I couldn't find the book right away. So there I am, frumpy little dame in her 30s all alone on a Friday night in Manhattan, staring in desperate panic at the shelves of The Most Embarrassing Section Ever to Appear in Any Bookstore. I felt woozy. Suddenly the whole room seemed to be full of vaguely attractive men, all of them staring at me, like, Jesus, there's a one-way ticket to Sadtown. The world went fuzzy at the edges, and I had to duck over into Self-Help for a minute, take a few deep breaths and calm down. "Relationships." The horror.

In other news, I went to a free screening of the Swedish vampire movie, "Let the Right One In." It was excellent - bleak, weird, icy, hilarious in that typically Swedish way that's always also uncomfortable. I hadn't thought of the Swedish sense of humor being a perfect match for a horror film before, but it totally is. Anyway, go check it out. Good times.
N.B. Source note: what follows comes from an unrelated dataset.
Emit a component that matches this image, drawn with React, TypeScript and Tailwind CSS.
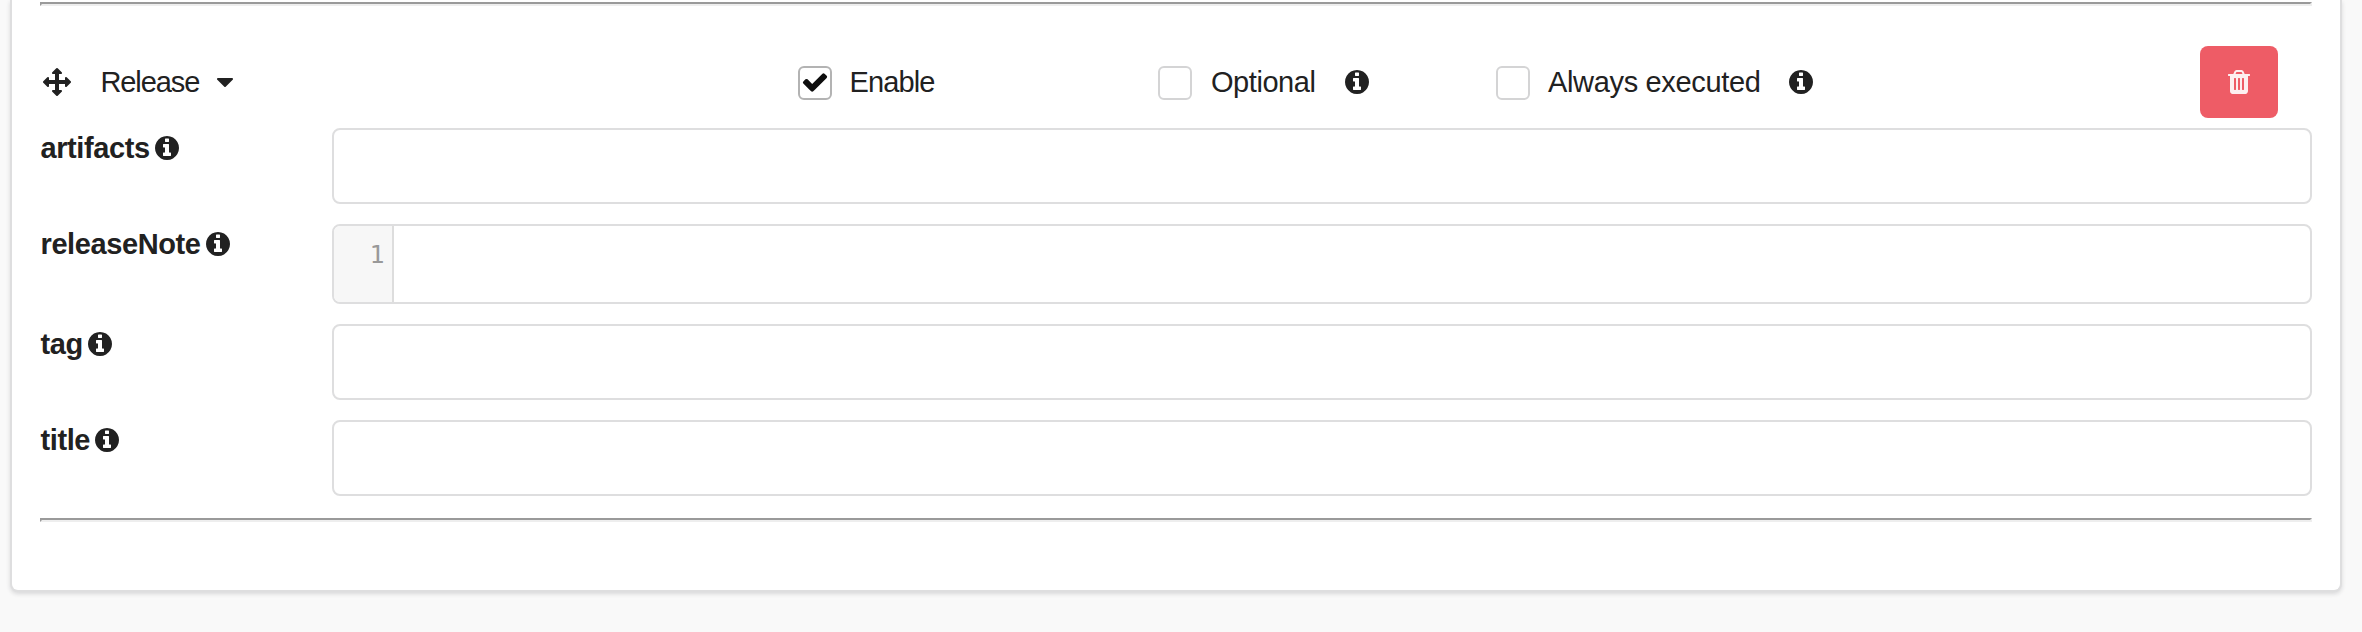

Saturday, September 27, 2008

Vikings always match

Many people believe economics and gender politics were to blame for the extraordinarily low birth rate in Sweden during the late '70s. But sometimes I wonder if there might have been other reasons:

http://pics.yemii.com/swedish-dance-bands.html

Props to Margo for the link. Keep scrolling down...it just gets better and better.

Monday, September 22, 2008

Update!

Greetings, neglected legions. Busy times in Beckyland! Some disjointed updates for you:


On a recent mission to watch the Indianapolis Moto GP race, I tromped out to this Williamsburg bar that usually shows the races on a big screen on Mondays. (Better late than never.) Well, as often happens, one thing led to another, and before long I was invited to Florida (or Long Island) with a blinged-out local retiree who said he was scared of motorcycles but that if he ever got one, it would be 100 percent chrome. He looked like an older version of James Caan - white polo shirt, gold chain, pinkie rings, thick and tidy wads of cash. He told me about the '57 Chevy he used to drive up and down the street we were on (Driggs); the car had seven layers of black paint on it. "Bulletproof," he said. His friend had a red one, same deal but nine layers.


He asked me if I wanted boys or girls; at his age, he said, he was probably past that point anyway, "but I would be willing to try with you." At some point during the evening I told him how old I was. "I usually go for younger women," he said. "You don't mind if I look around, do you?"


They called the race, due to hurricane, but not before Rossi had made his way to the front. "That's your guy, right?" said James Caan. "You sure got some power."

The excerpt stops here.